OBJECTIVE:To investigate the feasibility of implanting microstimulators to deliver programmed nerve stimulation for sequenced muscle activation to recover arm-hand functions.
DESIGN:By using a minimally invasive procedure and local anesthesia, 5 to 7 microstimulators can be safely and comfortably implanted adjacent to targeted radial nerve branches in the arm and forearm of 7 subjects with poststroke paresis. The microstimulators' position should remain stable with no tissue infection and can be programmed to produce effective personalized functional muscle activity with no discomfort for a preliminary 12-week study. Clinical testing, before and after the study, is reported in the accompanying study.
SETTING:Microstimulator implantations in a sterile operating room.
PARTICIPANTS:Seven adults, with poststroke hemiparesis of 12 months or more.
INTERVENTION:Under local anesthesia, a stimulating probe was inserted to identify radial nerve branches. Microstimulators were inserted by using an introducer and were retrievable for 6 days by attached suture. Each device was powered via a radiofrequency link from 2 external cuff coils connected to a control unit.
MAIN OUTCOME MEASURES:To achieve low threshold values at the target sites with minimal implant discomfort.
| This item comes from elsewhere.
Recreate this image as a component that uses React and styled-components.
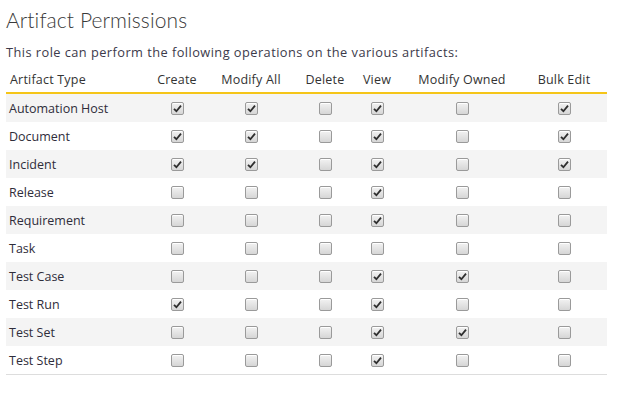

Microstimulators and external equipment were monitored over 12 weeks of exercise.
RESULTS:Seven subjects were implanted with 41 microstimulators, 5 to 7 per subject, taking 3.5 to 6 hours. Implantation pain levels were 20% more than anticipated. No infections or microstimulator failures occurred. Mean nerve thresholds ranged between 4.0 to 7.7 microcoulomb/cm(2)/phase over 90 days, indicating that cathodes were within 2 to 4 mm of target sites. In 1 subject, 2 additional microstimulators were inserted.
CONCLUSIONS:Microstimulators were safely implanted with no infection or failure. The system was reliable and programmed effectively to perform exercises at home for functional restoration.